Powerful Hurricane Sam heads north while we watch two more disturbances in the tropical Atlantic
Hurricane geeks have been awed by Hurricane Sam’s display of raw power over the past couple of days. It found an internal balance that allowed it to maintain its structure and intensity at a very high level. Usually, strong hurricanes go through cycles of weakening, expanding, and restrengthening, but sometimes they find a structure and atmospheric pattern that keeps them running on all cylinders for longer. We’re finally seeing slight weakening, but Sam is still a very powerful hurricane.

Thankfully, Sam is turning north more than 600 miles east of the Caribbean islands. In addition, it’s a small diameter storm, so the bad weather is well offshore.
Sam is forecast to stay strong, but its wind speed has likely peaked as factors that would tend to weaken it come into play. For one thing, an internal weakening and expanding cycle has apparently just completed. Also, it’s moving so slowly that it might churn up cooler ocean water under the circulation depriving itself of heat.
Sam has open ocean ahead of it until the end of the week. It might impact Bermuda, but it’s a small island in a big ocean.

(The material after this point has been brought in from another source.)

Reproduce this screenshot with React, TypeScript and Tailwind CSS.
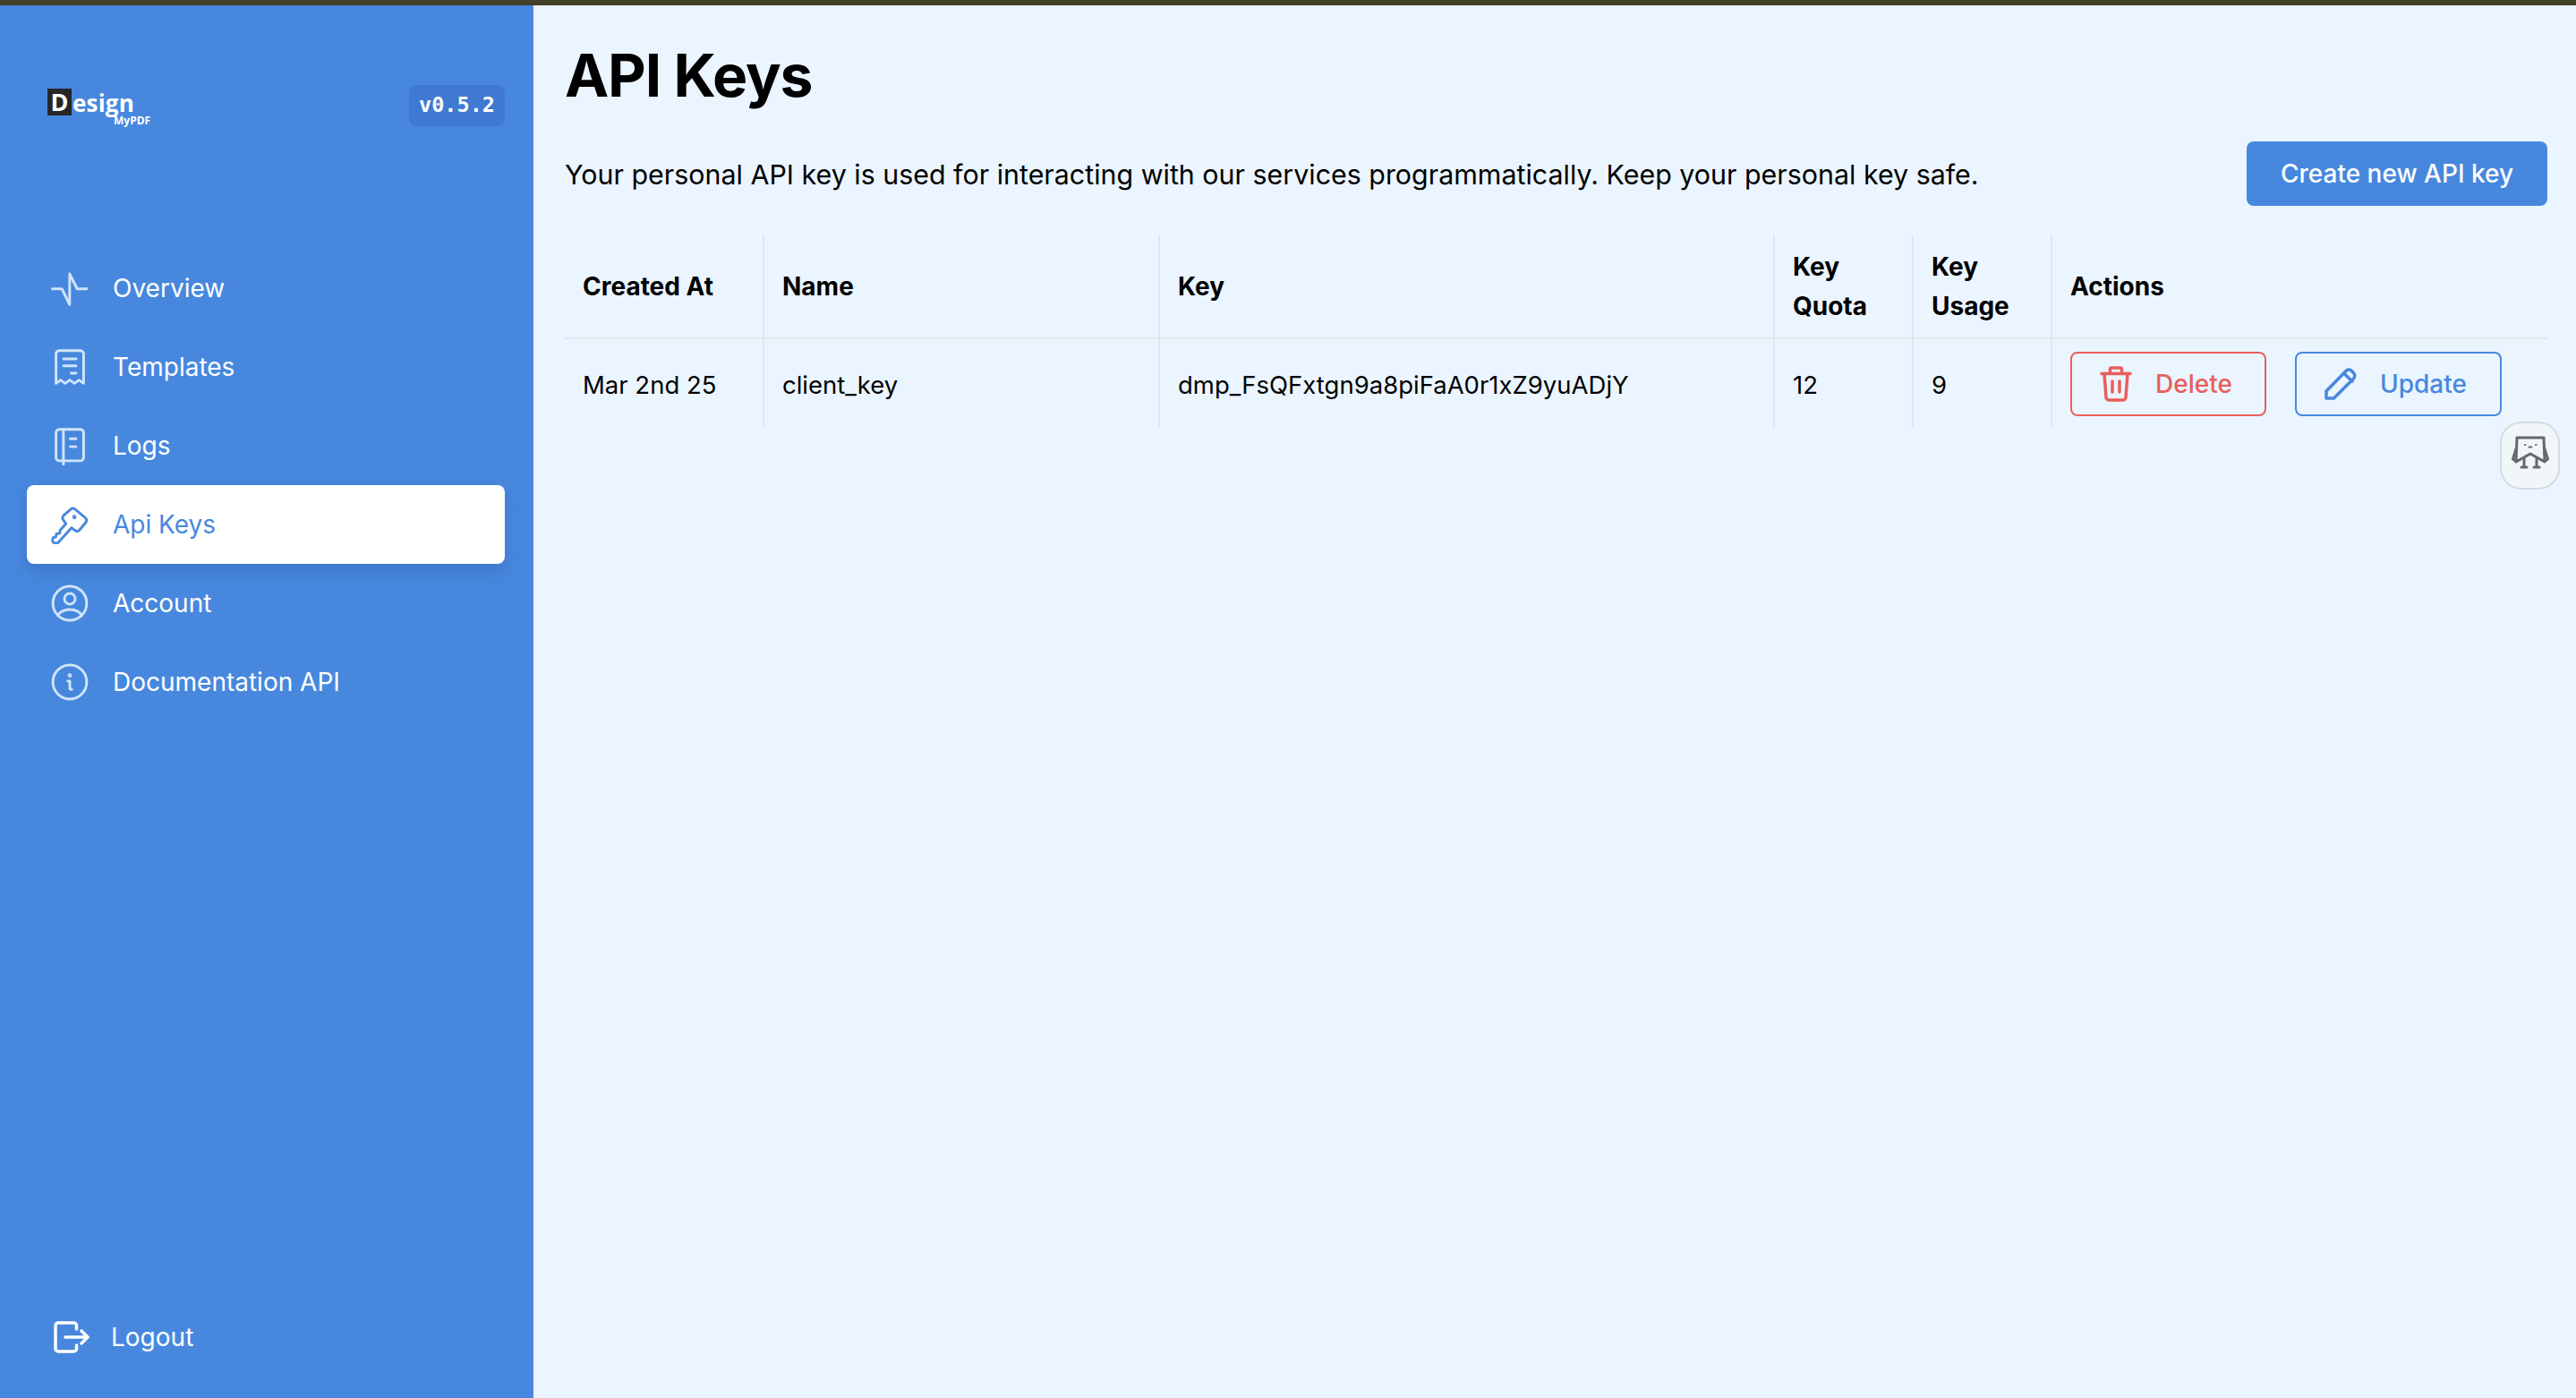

They will have to be unlucky to get hit head-on by a small hurricane, but it certainly can’t be ruled out. Sam should still be quite strong when it gets to that latitude.
Sam will stay far away from Florida and the East Coast of the U.S.

On the other side of the Atlantic, twin disturbances are likely to develop in the next few days. There’s a good chance Disturbance #1 will consolidate out of a broad disturbance well off the African coast. Early indications are that it will crawl west in the general direction of the Caribbean islands – another slow-moving storm.
Atmospheric conditions look conducive for Disturbance #1 to organize into at least a tropical depression, but long-range forecasts show a pretty hostile environment as it approaches the islands. As always, we shouldn’t pay too much attention to forecasts for systems that haven’t yet developed.

Disturbance #2 is right at the African coast. It appears the atmospheric environment will be conducive for this system to develop in the next few days, as well. Its early forecast takes it on a more northerly track.
Nothing is going to happen quickly with either of these systems.
The remnants of Tropical Storm Peter have a couple-day window to redevelop into a tropical system. In any case, it’s heading into the North Atlantic.
Nothing else looks imminent, but the way things are spinning up this year, you never know.